On the other hand, the life insurance policy has a loss if they stop contributing to it. They lose the death benefit. And for that simple reason, it is far more likely that at the very least that 35-year old couple thinks very carefully before stopping their premium payments and losing the death benefit.
A Greatly Misunderstood Benefit
I got into the insurance business as an advisor, 100% on commission, at 22 years old in June of 1989. In August of 1989, I bought my first life insurance policy for $100 per month. The next year, in August of 1990, I bought a second one for $150 per month.
While I went on to buy many more policies over the years, at 23 years old I was contributing $250 to life insurance. Even though I didn’t quite understand the need for it at that early age, I listened to my mentors and knew it was a smart thing to do.
In 31 years, I’m proud to say that I have never missed a policy payment. That is not a result of any special mental fortitude or ability. I am not a natural saver! I did it because it was forced savings.

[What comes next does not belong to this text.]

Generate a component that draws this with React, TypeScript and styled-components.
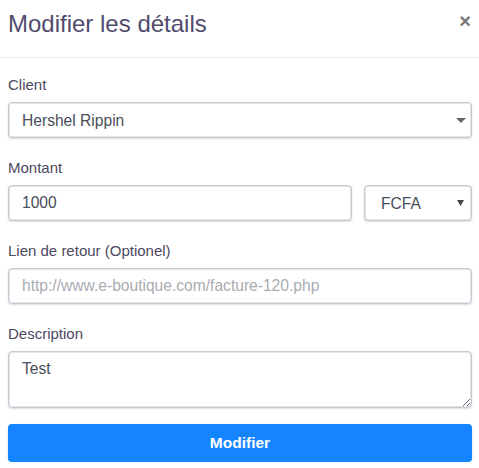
import * as React from 'react';
import styled, { createGlobalStyle } from 'styled-components';

const GlobalStyle = createGlobalStyle`
  html, body {
    margin: 0;
    padding: 0;
    background: #ffffff;
  }
  body {
    font-family: 'Liberation Sans', Arial, sans-serif;
  }
  * {
    box-sizing: border-box;
  }
`;

const Modal = styled.div`
  width: 479px;
  background: #ffffff;
`;

const Header = styled.div`
  height: 58px;
  padding: 0 8px 0 8px;
  display: flex;
  align-items: flex-start;
  justify-content: space-between;
  border-bottom: 1px solid #e9ecef;
`;

const Title = styled.h2`
  margin: 9px 0 0 0;
  font-size: 24px;
  font-weight: normal;
  line-height: 30px;
  color: #504b6e;
`;

const Close = styled.button`
  margin: 11px 0 0 0;
  padding: 0;
  border: none;
  background: none;
  font-size: 20px;
  font-weight: bold;
  line-height: 20px;
  color: #777777;
  cursor: pointer;
  font-family: 'Liberation Sans', Arial, sans-serif;
`;

const Form = styled.form`
  padding: 16px 7px 0 8px;
  display: flex;
  flex-direction: column;
`;

const Group = styled.div`
  margin-bottom: 19px;
`;

const Label = styled.label`
  display: block;
  font-size: 15px;
  line-height: 22px;
  color: #4b4860;
  margin-bottom: 6px;
`;

const Row = styled.div`
  display: flex;
  gap: 12px;
`;

const FieldBase = `
  width: 100%;
  height: 36px;
  border: 1px solid #c6cad0;
  border-radius: 4px;
  box-shadow: 0 1px 2px rgba(0, 0, 0, 0.14), inset 0 0 0 1px #e3e6ea;
  background: #ffffff;
  font-family: 'Liberation Sans', Arial, sans-serif;
  font-size: 15.6px;
  color: #484e5a;
  outline: none;
`;

const Input = styled.input`
  ${FieldBase}
  padding: 0 13px;
  &::placeholder {
    color: #a9acb2;
  }
`;

const SelectWrap = styled.div<{ $width?: number }>`
  position: relative;
  flex: ${p => (p.$width ? `0 0 ${p.$width}px` : '1 1 auto')};
`;

const Select = styled.select<{ $pad: number }>`
  ${FieldBase}
  appearance: none;
  -webkit-appearance: none;
  padding: 0 30px 0 ${p => p.$pad}px;
`;

const Caret = styled.svg`
  position: absolute;
  top: 50%;
  pointer-events: none;
`;

const TextArea = styled.textarea`
  ${FieldBase}
  height: 57px;
  padding: 8px 13px;
  resize: vertical;
  display: block;
`;

const Submit = styled.button`
  margin-top: -3px;
  height: 38px;
  width: 100%;
  border: none;
  border-radius: 4px;
  background: #1485ff;
  color: #ffffff;
  font-family: 'Liberation Sans', Arial, sans-serif;
  font-size: 15.5px;
  font-weight: bold;
  box-shadow: 0 1px 3px rgba(0, 0, 0, 0.15);
  cursor: pointer;
`;

const App: React.FC = () => {
  return (
    <>
      <GlobalStyle />
      <Modal>
        <Header>
          <Title>Modifier les détails</Title>
          <Close type="button">×</Close>
        </Header>
        <Form onSubmit={e => e.preventDefault()}>
          <Group>
            <Label>Client</Label>
            <SelectWrap>
              <Select $pad={13} defaultValue="hershel">
                <option value="hershel">Hershel Rippin</option>
              </Select>
              <Caret
                width="10"
                height="6"
                viewBox="0 0 10 6"
                style={{ right: 6, marginTop: -2 }}
              >
                <path d="M0 0 L10 0 L5 5 Z" fill="#666" />
              </Caret>
            </SelectWrap>
          </Group>
          <Group>
            <Label>Montant</Label>
            <Row>
              <SelectWrap>
                <Input defaultValue="1000" />
              </SelectWrap>
              <SelectWrap $width={108}>
                <Select $pad={16} defaultValue="fcfa">
                  <option value="fcfa">FCFA</option>
                </Select>
                <Caret
                  width="7"
                  height="6"
                  viewBox="0 0 7 6"
                  style={{ right: 8, marginTop: -3 }}
                >
                  <path d="M0 0 L7 0 L3.5 6 Z" fill="#444" />
                </Caret>
              </SelectWrap>
            </Row>
          </Group>
          <Group>
            <Label>Lien de retour (Optionel)</Label>
            <Input placeholder="http://www.e-boutique.com/facture-120.php" />
          </Group>
          <Group>
            <Label>Description</Label>
            <TextArea defaultValue="Test" />
          </Group>
          <Submit type="submit">Modifier</Submit>
        </Form>
      </Modal>
    </>
  );
};

export default App;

Through my career as an advisor, I conducted 3,512 fact finders in which I never met a single person that contributed to a Roth IRA for 30 years with that same level of discipline.
Most financial advisors I work with either a don’t like the long-term commitment of permanent life insurance premiums or apologize for it. When I hear that I can’t help but say, “Are you kidding me? That’s the beauty of it!”
The commitment to making the payments is an unbelievable benefit of the product. When you make those premium payments, you are putting yourself in a position down the road to have access to assets when you need them – thereby providing peace of mind and financial security. That’s a gamechanger. So, stop apologizing for it and start promoting it!
And, if you run into Suze Orman or Dave Ramsey, let them know I’m ready for a debate.